- _WHAT IS REQUIRED_
Set the lines down again exactly, first line through the line that contains "import React from", with no pictures.

- _DATA_
_____

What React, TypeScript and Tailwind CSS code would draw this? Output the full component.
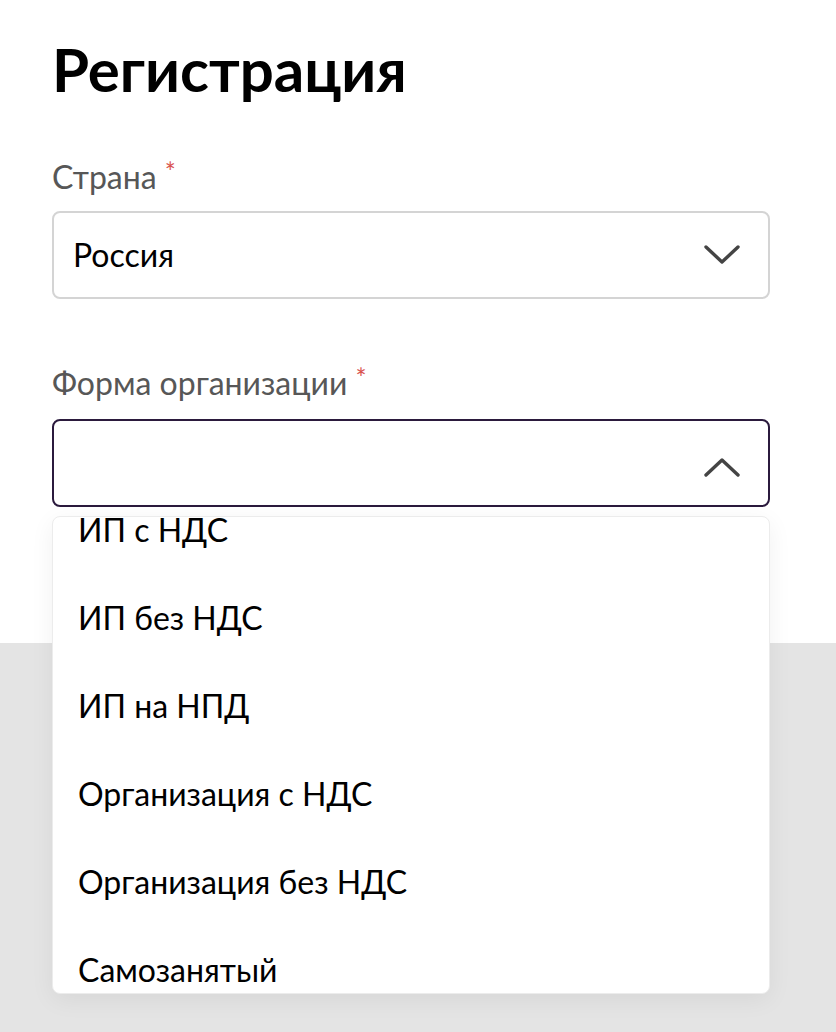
import React from "react";

const Chevron = ({ up }: { up?: boolean }) => (
  <svg width="36" height="20" viewBox="0 0 36 20" fill="none">
    {up ? (
      <path d="M2 18 L18 3 L34 18" stroke="#444" strokeWidth="3.4" strokeLinecap="round" strokeLinejoin="round" />
    ) : (
      <path d="M2 2 L18 17 L34 2" stroke="#444" strokeWidth="3.4" strokeLinecap="round" strokeLinejoin="round" />
    )}
  </svg>
);

const Label = ({ text }: { text: string }) => (
  <div className="flex items-start h-[40px] text-[32px] leading-[40px] text-[#575757]">
    <span>{text}</span>
    <span className="ml-[8px] mt-[2px] text-[26px] leading-[26px] text-[#d9534f]">*</span>
  </div>
);

export default function App() {
  const items = [
    "ИП с НДС",
    "ИП без НДС",
    "ИП на НПД",
    "Организация с НДС",
    "Организация без НДС",
    "Самозанятый",
  ];
  return (
    <div
      className="w-[836px] h-[1032px] overflow-hidden bg-white flex flex-col"
      style={{ fontFamily: "Lato, 'Open Sans', sans-serif" }}
    >
      <div className="pl-[52px] pt-[33px] h-[643px] shrink-0">
        <h1 className="text-[60px] leading-[72px] font-bold text-black">Регистрация</h1>
        <div className="mt-[52px]">
          <Label text="Страна" />
        </div>
        <div className="mt-[14px] w-[718px] h-[88px] rounded-[8px] border-2 border-[#d4d4d4] flex items-center justify-between pl-[19px] pr-[28px]">
          <span className="text-[32px] text-black">Россия</span>
          <Chevron />
        </div>
        <div className="mt-[64px]">
          <Label text="Форма организации" />
        </div>
        <div className="relative mt-[16px] w-[718px]">
          <div className="h-[88px] rounded-[8px] border-2 border-[#2b1a3d] flex items-center justify-end pr-[28px] pt-[8px]">
            <Chevron up />
          </div>
          <div className="absolute left-0 top-[97px] z-10 w-[718px] h-[478px] rounded-[8px] border border-[#ececec] bg-white overflow-hidden shadow-[0_6px_24px_rgba(0,0,0,0.06)]">
            <div className="-mt-[31px]">
              {items.map((t) => (
                <div key={t} className="h-[88px] flex items-center pl-[25px] text-[32px] leading-[38px] text-black">
                  {t}
                </div>
              ))}
            </div>
          </div>
        </div>
      </div>
      <div className="flex-1 bg-[#e4e4e4]" />
    </div>
  );
}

_____

- _SOLUTION FOR THIS EXERCISE_
What React, TypeScript and Tailwind CSS code would draw this? Output the full component.
import React from "react";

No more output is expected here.